Some firms also publish content with no clear call to action or no next-step path. Even excellent legal education will underperform if the visitor cannot quickly understand how to contact the firm or what happens next.

Then there is the compliance issue. Legal marketing content must be persuasive without making careless claims. The right strategy balances strong messaging with professional responsibility. That is especially important for firms operating in tightly regulated environments and reputation-sensitive practice areas.

Measuring whether the strategy is working

Content success should not be judged on traffic alone. Traffic can be misleading, especially if it comes from broad informational terms with weak conversion intent.

A stronger scorecard includes rankings for high-intent keywords, growth in organic leads, improved visibility in local search, time on key pages, and conversion rates on service content. You also want to know which topics lead to consultation requests and which simply produce passive readership.

It depends on the firm’s goals. A boutique corporate practice may care more about authority and quality of inquiries. A volume-driven personal injury or family law firm may prioritize lead volume and local map visibility. The content strategy should reflect that commercial reality from the start.

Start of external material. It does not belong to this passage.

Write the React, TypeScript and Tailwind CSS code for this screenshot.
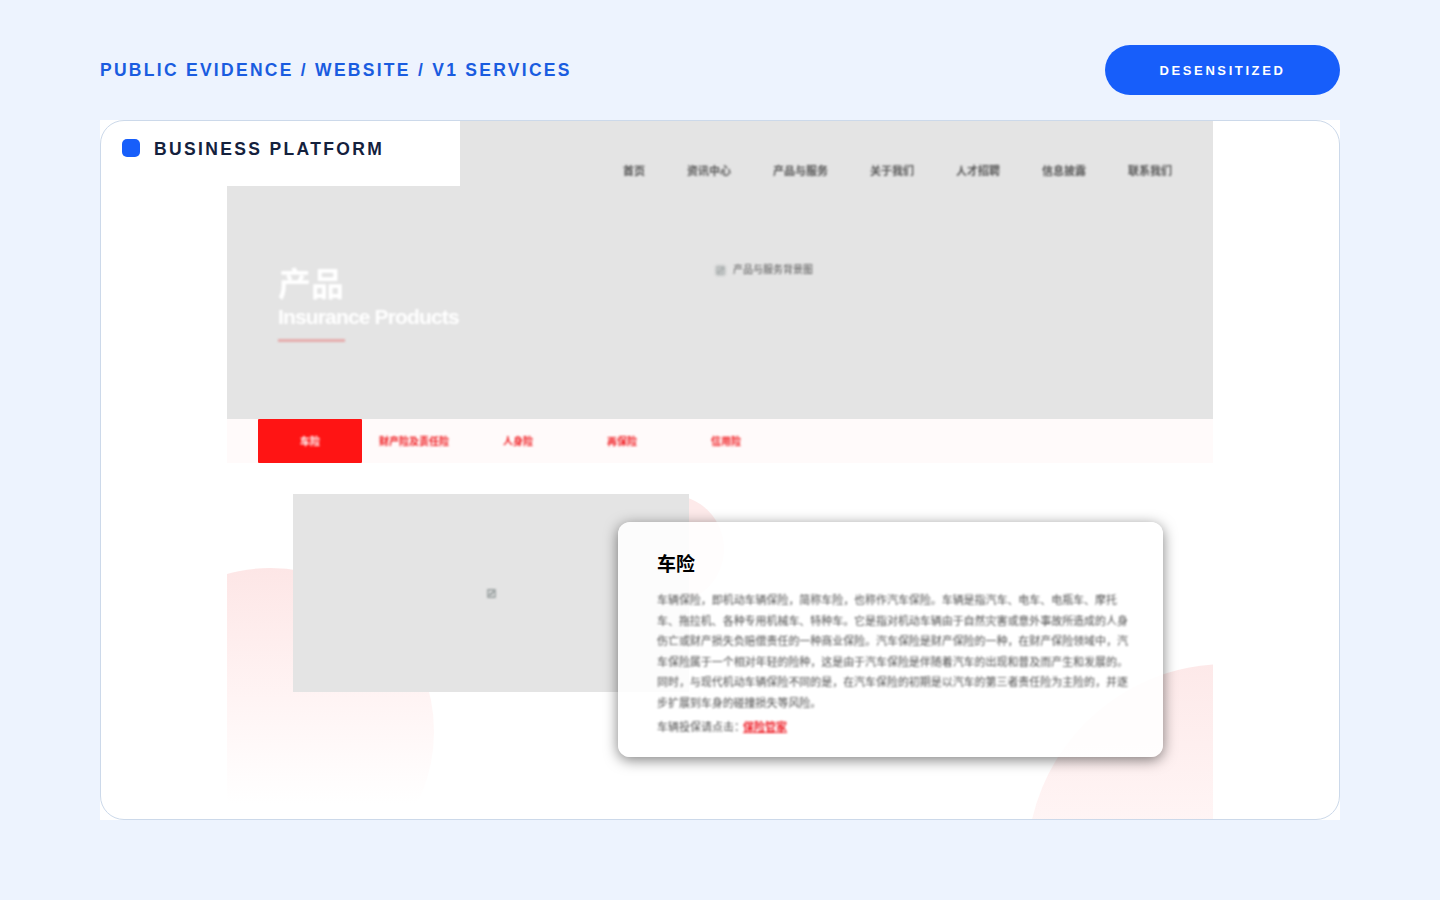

Make content part of your intake strategy, not a side project

The strongest law firm websites do not treat content as decoration. They use it to attract the right searcher, answer the right concern, and move that person toward contact with less friction. That requires planning, consistency, and a real understanding of how legal clients behave online.

If your content is not producing qualified inquiries, the issue is rarely that your firm needs more random articles. It usually means the strategy is missing, the priorities are off, or the site is not built around search intent and conversion together.

A strong legal content strategy guide gives your firm a way to stop guessing and start publishing with purpose. And when every page has a clear role in client acquisition, content stops being a marketing chore and starts acting like a growth asset.